_EXERCISE DESCRIPTION_
Repeat the material exactly from its first line to the line that includes "color: #8c8c8c;". Skip pictures.

_DATASET SECTION_

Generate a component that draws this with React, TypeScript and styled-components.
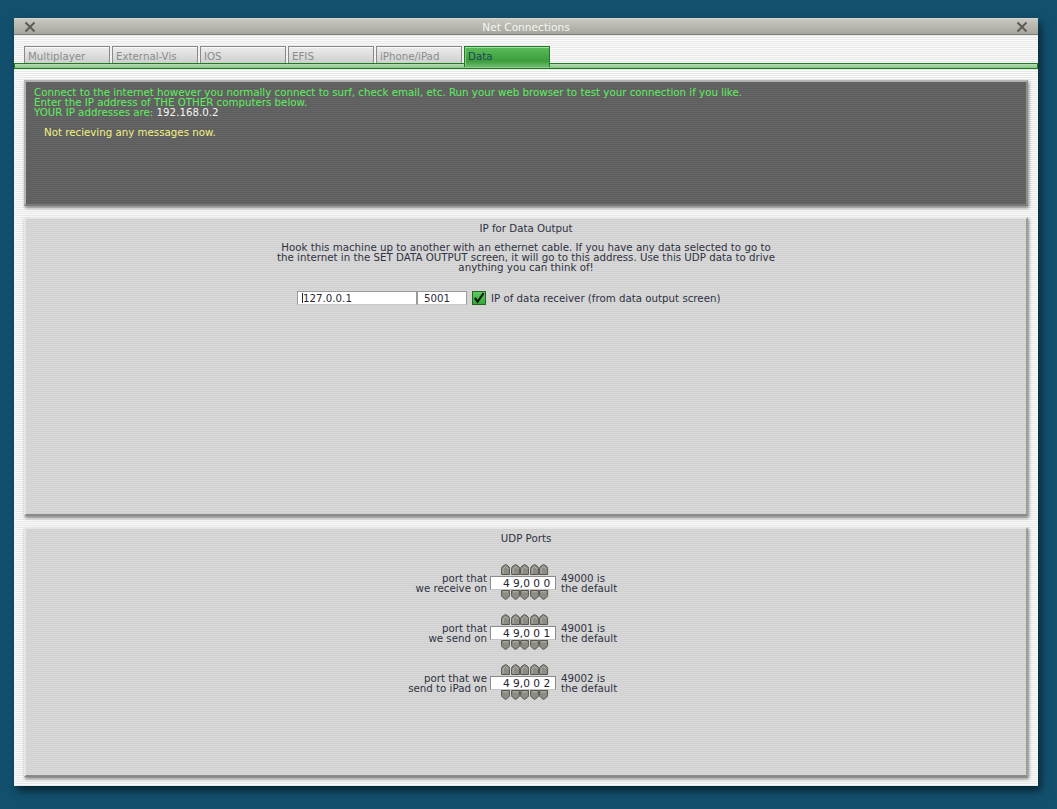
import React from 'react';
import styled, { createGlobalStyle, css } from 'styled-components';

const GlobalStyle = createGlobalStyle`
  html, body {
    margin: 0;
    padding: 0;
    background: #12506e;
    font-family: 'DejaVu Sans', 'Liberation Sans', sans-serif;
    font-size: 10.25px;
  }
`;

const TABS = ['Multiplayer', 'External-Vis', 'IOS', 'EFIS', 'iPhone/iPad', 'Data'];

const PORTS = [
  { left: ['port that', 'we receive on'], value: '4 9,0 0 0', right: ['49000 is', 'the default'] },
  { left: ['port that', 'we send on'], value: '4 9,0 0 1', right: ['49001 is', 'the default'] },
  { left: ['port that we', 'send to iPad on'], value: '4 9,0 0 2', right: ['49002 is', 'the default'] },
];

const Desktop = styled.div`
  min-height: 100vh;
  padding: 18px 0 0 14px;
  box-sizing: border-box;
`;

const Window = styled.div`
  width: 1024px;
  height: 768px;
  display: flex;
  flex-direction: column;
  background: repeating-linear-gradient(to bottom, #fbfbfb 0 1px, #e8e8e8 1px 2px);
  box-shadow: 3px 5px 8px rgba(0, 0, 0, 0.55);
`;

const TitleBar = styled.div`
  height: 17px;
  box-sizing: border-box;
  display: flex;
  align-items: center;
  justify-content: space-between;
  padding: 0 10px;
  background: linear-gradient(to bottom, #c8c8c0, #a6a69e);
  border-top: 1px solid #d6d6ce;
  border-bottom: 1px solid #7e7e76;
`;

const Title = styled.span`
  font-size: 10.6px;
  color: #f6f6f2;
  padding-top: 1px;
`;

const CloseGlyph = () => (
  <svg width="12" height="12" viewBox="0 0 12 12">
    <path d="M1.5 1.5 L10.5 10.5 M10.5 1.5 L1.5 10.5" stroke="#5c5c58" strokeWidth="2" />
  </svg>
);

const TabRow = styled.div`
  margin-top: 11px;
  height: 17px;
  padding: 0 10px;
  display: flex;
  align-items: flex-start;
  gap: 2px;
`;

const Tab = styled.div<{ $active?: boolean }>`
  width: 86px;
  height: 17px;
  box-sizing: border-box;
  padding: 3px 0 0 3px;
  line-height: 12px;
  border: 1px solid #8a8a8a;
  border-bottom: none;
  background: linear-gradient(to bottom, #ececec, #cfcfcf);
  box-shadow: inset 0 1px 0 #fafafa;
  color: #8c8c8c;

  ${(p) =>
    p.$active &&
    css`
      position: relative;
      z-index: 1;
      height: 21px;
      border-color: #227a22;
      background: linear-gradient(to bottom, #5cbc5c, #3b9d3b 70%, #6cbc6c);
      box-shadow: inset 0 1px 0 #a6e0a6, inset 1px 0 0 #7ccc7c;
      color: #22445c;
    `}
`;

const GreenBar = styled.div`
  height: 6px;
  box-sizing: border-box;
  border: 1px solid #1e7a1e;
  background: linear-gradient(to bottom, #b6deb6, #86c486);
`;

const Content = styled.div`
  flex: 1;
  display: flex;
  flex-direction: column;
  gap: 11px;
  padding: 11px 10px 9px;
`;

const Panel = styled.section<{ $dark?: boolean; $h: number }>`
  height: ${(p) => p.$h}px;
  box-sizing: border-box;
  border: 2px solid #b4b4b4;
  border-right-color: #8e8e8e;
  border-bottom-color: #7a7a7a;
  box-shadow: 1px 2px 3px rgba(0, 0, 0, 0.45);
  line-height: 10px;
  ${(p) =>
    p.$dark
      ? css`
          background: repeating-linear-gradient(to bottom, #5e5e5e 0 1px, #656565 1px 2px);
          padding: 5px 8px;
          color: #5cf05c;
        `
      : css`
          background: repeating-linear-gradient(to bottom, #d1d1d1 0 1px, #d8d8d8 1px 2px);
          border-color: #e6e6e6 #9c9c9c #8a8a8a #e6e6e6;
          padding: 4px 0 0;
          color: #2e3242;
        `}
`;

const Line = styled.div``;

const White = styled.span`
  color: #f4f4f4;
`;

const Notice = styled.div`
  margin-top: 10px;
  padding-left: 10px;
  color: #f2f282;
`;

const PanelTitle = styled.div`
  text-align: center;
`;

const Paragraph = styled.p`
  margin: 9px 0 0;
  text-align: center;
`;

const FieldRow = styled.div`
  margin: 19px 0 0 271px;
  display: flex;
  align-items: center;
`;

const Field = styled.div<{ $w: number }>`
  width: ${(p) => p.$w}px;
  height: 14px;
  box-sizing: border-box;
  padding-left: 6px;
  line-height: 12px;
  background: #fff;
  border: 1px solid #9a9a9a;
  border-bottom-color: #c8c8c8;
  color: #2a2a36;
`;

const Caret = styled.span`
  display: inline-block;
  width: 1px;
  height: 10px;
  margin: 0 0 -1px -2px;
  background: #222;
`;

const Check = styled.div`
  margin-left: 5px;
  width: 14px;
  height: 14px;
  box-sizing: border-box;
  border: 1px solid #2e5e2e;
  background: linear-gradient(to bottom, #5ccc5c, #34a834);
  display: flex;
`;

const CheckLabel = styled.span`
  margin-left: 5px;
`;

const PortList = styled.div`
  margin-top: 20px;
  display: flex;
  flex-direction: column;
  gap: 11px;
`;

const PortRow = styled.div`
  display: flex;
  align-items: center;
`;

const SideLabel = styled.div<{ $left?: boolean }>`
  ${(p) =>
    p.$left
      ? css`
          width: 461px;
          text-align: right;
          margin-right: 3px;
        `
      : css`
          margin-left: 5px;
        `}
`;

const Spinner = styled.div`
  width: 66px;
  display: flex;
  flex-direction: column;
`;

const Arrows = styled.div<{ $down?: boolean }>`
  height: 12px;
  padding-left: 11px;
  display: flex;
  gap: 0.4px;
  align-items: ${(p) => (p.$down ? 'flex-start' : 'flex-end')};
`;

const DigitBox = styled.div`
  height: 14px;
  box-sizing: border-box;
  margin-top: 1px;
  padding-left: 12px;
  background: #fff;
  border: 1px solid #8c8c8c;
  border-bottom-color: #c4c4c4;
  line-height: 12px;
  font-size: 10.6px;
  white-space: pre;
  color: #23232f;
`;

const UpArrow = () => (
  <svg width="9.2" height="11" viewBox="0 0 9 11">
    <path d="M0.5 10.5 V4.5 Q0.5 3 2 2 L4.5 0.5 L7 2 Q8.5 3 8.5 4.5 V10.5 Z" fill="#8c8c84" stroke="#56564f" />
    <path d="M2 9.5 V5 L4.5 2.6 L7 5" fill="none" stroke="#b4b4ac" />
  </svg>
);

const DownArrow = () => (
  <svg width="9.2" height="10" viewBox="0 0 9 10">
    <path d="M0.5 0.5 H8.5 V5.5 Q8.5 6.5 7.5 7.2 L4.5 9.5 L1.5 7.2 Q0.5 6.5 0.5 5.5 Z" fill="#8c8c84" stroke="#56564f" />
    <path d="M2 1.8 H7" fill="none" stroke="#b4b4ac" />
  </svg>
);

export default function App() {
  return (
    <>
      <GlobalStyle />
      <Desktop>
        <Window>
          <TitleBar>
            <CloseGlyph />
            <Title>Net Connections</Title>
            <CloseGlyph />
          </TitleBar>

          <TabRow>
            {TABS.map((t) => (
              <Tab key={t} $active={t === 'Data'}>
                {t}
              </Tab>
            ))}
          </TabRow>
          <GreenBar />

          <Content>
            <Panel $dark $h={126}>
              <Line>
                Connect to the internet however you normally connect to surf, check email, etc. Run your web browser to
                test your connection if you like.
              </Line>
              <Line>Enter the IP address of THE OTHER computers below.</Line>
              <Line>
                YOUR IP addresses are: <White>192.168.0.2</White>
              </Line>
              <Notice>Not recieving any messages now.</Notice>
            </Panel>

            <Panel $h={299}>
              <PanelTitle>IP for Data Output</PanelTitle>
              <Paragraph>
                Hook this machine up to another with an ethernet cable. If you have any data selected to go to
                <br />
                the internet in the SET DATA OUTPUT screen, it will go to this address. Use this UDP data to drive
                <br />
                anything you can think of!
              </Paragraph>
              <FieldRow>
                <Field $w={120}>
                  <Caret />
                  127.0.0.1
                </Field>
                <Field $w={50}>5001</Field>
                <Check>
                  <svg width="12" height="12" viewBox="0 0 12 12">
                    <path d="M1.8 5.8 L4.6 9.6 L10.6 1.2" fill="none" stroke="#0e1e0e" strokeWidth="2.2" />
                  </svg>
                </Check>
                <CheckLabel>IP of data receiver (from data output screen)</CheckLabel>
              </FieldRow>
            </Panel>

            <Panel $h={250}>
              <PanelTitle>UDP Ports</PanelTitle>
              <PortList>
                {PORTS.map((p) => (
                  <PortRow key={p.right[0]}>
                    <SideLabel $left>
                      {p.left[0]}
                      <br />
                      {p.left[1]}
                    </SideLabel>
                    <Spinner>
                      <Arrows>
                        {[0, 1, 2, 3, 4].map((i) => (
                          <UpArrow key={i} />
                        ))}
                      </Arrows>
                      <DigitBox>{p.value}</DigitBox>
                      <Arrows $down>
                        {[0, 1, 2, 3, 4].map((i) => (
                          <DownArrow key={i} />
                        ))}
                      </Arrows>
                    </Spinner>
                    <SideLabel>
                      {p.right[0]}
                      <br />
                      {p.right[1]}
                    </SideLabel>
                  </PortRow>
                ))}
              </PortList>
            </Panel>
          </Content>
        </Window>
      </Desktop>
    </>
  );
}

_CORRECT RESULT_
Generate a component that draws this with React, TypeScript and styled-components.
import React from 'react';
import styled, { createGlobalStyle, css } from 'styled-components';

const GlobalStyle = createGlobalStyle`
  html, body {
    margin: 0;
    padding: 0;
    background: #12506e;
    font-family: 'DejaVu Sans', 'Liberation Sans', sans-serif;
    font-size: 10.25px;
  }
`;

const TABS = ['Multiplayer', 'External-Vis', 'IOS', 'EFIS', 'iPhone/iPad', 'Data'];

const PORTS = [
  { left: ['port that', 'we receive on'], value: '4 9,0 0 0', right: ['49000 is', 'the default'] },
  { left: ['port that', 'we send on'], value: '4 9,0 0 1', right: ['49001 is', 'the default'] },
  { left: ['port that we', 'send to iPad on'], value: '4 9,0 0 2', right: ['49002 is', 'the default'] },
];

const Desktop = styled.div`
  min-height: 100vh;
  padding: 18px 0 0 14px;
  box-sizing: border-box;
`;

const Window = styled.div`
  width: 1024px;
  height: 768px;
  display: flex;
  flex-direction: column;
  background: repeating-linear-gradient(to bottom, #fbfbfb 0 1px, #e8e8e8 1px 2px);
  box-shadow: 3px 5px 8px rgba(0, 0, 0, 0.55);
`;

const TitleBar = styled.div`
  height: 17px;
  box-sizing: border-box;
  display: flex;
  align-items: center;
  justify-content: space-between;
  padding: 0 10px;
  background: linear-gradient(to bottom, #c8c8c0, #a6a69e);
  border-top: 1px solid #d6d6ce;
  border-bottom: 1px solid #7e7e76;
`;

const Title = styled.span`
  font-size: 10.6px;
  color: #f6f6f2;
  padding-top: 1px;
`;

const CloseGlyph = () => (
  <svg width="12" height="12" viewBox="0 0 12 12">
    <path d="M1.5 1.5 L10.5 10.5 M10.5 1.5 L1.5 10.5" stroke="#5c5c58" strokeWidth="2" />
  </svg>
);

const TabRow = styled.div`
  margin-top: 11px;
  height: 17px;
  padding: 0 10px;
  display: flex;
  align-items: flex-start;
  gap: 2px;
`;

const Tab = styled.div<{ $active?: boolean }>`
  width: 86px;
  height: 17px;
  box-sizing: border-box;
  padding: 3px 0 0 3px;
  line-height: 12px;
  border: 1px solid #8a8a8a;
  border-bottom: none;
  background: linear-gradient(to bottom, #ececec, #cfcfcf);
  box-shadow: inset 0 1px 0 #fafafa;
  color: #8c8c8c;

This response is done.